■ **Exercise directions**
Lines that hold the word "TypeScript" should be located and copied.

■ **Given records**
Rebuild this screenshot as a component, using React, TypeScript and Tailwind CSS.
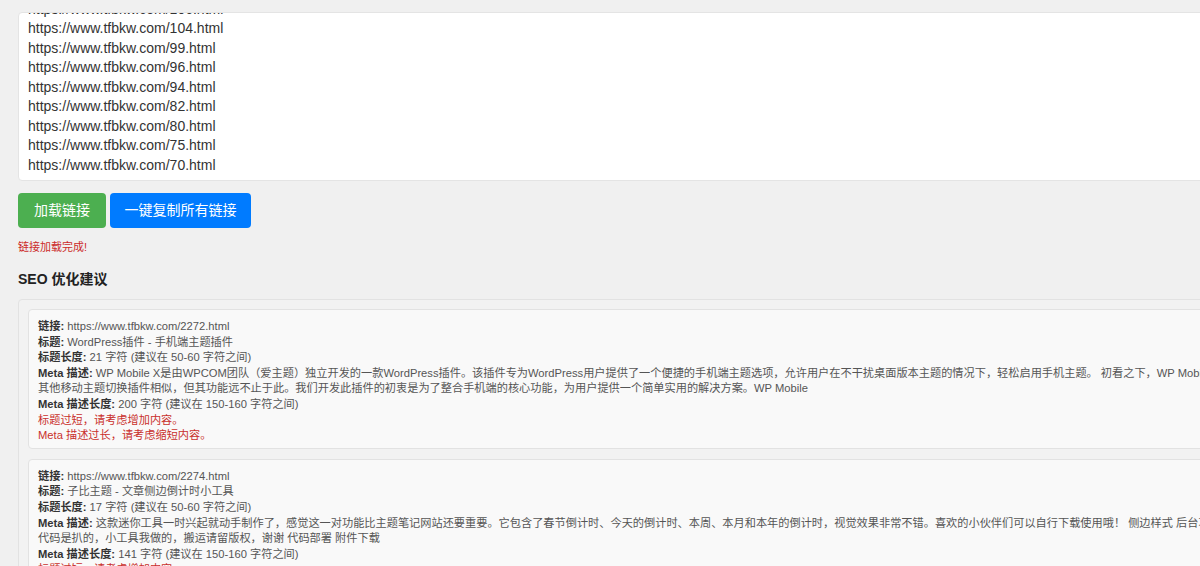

--

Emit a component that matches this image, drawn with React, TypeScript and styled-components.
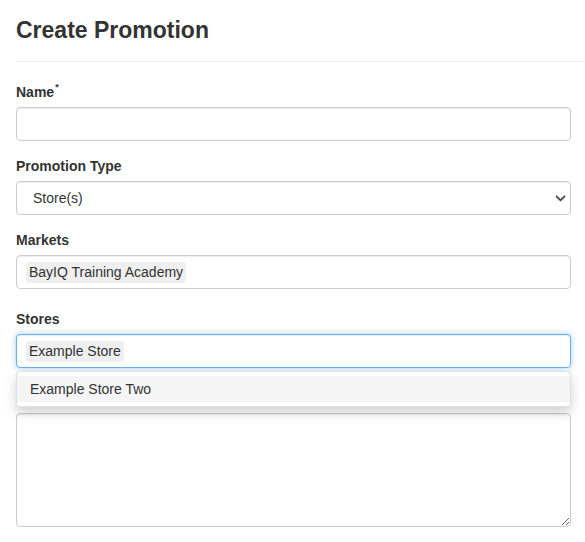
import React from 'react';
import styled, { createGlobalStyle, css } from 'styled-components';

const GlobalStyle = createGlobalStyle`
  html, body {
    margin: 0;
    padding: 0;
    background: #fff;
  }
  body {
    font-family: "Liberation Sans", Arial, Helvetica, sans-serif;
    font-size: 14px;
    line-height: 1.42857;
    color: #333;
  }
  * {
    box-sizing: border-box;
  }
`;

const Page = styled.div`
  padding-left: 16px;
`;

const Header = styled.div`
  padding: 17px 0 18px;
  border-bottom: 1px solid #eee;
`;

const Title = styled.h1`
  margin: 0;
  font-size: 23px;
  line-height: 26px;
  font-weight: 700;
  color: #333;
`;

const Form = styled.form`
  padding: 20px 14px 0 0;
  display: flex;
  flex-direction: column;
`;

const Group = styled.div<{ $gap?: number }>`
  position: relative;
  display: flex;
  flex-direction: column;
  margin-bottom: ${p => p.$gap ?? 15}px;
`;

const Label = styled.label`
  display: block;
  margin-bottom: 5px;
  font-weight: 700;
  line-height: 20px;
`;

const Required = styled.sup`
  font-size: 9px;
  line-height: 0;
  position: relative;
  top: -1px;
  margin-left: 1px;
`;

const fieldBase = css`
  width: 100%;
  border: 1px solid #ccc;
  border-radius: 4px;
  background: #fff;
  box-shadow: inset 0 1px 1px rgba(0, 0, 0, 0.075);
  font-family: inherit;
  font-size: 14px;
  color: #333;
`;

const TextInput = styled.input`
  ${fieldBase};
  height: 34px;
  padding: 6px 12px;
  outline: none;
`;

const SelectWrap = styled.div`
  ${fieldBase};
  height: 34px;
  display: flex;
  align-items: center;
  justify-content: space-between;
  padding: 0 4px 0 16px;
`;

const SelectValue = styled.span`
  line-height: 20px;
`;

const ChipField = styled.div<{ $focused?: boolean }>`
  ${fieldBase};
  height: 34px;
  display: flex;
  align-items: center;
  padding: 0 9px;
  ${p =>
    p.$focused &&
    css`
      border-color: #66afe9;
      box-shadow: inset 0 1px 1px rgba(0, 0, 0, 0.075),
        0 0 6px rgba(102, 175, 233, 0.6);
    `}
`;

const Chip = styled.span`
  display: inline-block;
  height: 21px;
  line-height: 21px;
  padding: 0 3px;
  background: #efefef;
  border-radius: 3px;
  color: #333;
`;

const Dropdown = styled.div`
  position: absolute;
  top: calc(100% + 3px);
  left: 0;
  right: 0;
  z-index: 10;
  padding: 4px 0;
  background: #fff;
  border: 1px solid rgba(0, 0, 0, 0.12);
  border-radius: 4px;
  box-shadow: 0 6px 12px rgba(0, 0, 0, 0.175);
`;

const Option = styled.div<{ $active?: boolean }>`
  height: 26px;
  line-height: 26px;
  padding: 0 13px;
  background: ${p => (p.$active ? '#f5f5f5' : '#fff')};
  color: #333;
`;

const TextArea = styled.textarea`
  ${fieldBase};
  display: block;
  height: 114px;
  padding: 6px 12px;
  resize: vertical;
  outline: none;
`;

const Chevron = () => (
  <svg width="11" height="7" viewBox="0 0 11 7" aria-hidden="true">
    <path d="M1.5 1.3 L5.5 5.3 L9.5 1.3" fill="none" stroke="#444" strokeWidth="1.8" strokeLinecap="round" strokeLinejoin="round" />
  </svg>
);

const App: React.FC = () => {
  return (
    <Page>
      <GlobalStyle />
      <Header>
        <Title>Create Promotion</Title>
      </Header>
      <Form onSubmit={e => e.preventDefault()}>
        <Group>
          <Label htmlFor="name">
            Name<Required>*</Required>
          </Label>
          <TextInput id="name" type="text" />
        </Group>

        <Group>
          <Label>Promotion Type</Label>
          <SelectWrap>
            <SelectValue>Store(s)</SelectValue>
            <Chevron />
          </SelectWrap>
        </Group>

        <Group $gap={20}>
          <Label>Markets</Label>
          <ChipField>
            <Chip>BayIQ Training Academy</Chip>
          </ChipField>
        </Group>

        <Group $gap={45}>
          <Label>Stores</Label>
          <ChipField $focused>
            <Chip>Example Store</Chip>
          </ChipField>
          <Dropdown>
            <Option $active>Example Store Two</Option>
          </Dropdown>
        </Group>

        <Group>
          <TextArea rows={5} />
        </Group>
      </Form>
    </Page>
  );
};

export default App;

■ **Task solution**
Rebuild this screenshot as a component, using React, TypeScript and Tailwind CSS.
Emit a component that matches this image, drawn with React, TypeScript and styled-components.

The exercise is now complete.